Abstract 12273: Circulating Monocyte Mitochondrial Function Reflects Myocardial Oxidative Metabolism in Humans With Heart Failure
Vandana Revathi Venkateswaran, Otto Muzik, Ramesh C Gupta, Ruicong She, Vinita S Gupta, Kristina Castle, L. Keoki Williams, Hani N Sabbah, David E Lanfear- Physiology (medical)
- Cardiology and Cardiovascular Medicine
Introduction: We previously showed that mitochondrial function in circulating monocytes is abnormal in humans with heart failure (HF) compared to normal controls, and that it correlates to cardiomyocyte mitochondrial function in dogs with HF. But, there is no data in humans supporting a relationship between monocyte mitochondrial function and cardiac energy metabolism.
Hypothesis: To test the association of circulating monocyte mitochondrial function metrics with myocardial energy metabolism in patients with HF and reduced left ventricular (LV) ejection fraction (HFrEF) quantified using C 11 acetate PET imaging.
Methods: We studied 10 patients with stable HFrEF that underwent the PET imaging. Region of interest analysis was used to yield time-activity curves that represent multiple LV myocardial regions. The early phase of tracer washout curves were fitted mono-exponentially to obtain the constant Kmono (a measure of oxidative metabolism). Peripheral blood monocytes were isolated and mitochondrial function was quantified using SEAHORSE. We tested the correlation of mitochondrial metrics with Kmono, adjusted for mechanical energetic output of the heart (calculated as stroke volume index*mean BP*heartrate).
Results: Among the 10 patients (aged 57-74), 3 were women, 4 self-identified as Black, and 4 had ischemic etiology.

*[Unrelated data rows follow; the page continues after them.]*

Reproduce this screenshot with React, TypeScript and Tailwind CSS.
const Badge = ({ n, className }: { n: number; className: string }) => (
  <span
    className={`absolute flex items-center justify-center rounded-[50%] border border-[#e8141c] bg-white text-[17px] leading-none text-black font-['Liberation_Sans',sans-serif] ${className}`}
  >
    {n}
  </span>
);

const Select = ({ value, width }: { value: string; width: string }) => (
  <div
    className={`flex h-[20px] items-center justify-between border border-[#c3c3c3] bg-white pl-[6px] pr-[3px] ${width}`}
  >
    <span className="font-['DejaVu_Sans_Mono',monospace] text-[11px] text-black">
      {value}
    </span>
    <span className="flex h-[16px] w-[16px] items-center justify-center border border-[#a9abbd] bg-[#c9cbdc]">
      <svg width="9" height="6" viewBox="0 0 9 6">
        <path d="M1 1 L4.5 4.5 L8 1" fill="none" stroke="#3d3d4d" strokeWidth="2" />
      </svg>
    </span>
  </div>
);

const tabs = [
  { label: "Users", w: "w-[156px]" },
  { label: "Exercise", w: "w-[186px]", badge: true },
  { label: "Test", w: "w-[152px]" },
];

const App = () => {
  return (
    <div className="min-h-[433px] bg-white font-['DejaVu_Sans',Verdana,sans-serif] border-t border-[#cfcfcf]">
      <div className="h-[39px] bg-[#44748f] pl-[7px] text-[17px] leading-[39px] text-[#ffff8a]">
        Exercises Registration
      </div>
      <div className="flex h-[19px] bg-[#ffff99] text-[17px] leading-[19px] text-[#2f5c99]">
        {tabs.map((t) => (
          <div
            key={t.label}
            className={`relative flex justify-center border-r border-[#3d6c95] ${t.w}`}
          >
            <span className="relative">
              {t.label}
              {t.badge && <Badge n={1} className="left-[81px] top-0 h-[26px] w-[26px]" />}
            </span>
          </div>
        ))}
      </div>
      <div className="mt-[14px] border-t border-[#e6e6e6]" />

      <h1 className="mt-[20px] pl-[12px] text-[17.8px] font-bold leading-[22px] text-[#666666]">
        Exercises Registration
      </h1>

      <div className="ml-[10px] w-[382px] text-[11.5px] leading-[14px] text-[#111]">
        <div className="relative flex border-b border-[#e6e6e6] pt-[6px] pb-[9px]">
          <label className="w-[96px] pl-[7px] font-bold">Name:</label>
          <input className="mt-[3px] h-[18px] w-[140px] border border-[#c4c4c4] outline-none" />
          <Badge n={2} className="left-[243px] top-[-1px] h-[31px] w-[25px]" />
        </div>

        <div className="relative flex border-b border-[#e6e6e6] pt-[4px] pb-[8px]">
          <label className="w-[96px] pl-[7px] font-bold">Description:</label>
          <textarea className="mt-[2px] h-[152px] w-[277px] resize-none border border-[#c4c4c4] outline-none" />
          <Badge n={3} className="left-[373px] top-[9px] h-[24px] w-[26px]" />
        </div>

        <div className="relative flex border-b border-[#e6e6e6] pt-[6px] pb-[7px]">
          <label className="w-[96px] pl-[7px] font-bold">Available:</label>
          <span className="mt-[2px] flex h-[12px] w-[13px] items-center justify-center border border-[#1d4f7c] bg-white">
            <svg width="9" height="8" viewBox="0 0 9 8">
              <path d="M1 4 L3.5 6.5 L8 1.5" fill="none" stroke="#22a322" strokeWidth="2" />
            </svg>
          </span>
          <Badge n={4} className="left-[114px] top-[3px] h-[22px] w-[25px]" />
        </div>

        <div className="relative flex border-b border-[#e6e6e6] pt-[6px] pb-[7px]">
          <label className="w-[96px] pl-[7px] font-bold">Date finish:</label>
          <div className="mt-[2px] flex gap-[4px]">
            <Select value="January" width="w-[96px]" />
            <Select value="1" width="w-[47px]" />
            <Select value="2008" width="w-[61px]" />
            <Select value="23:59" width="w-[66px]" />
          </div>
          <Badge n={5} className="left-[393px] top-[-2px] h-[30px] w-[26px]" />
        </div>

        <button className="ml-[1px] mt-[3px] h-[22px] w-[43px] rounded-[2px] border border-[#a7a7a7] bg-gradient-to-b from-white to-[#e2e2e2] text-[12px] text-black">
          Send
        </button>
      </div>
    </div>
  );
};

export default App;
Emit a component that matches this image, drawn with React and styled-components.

Mean EF was 35% (range 18-45%), mean systolic BP was 126 (range 100-147), and mean Kmono was 0.054 (range 0.038-0.102). Results are summarized in the table. After accounting for variation in mechanical cardiac work, we found significant positive correlations of each mitochondrial metric with Kmono.
Conclusions: We find that mitochondrial function in circulating blood monocytes may be a biomarker of cardiac oxidative metabolism and cardiomyocyte mitochondrial function. If validated as a non-invasive measure of cardiac energetics, this could accelerate research in cardiac energy deprivation and its relationship to HF progression.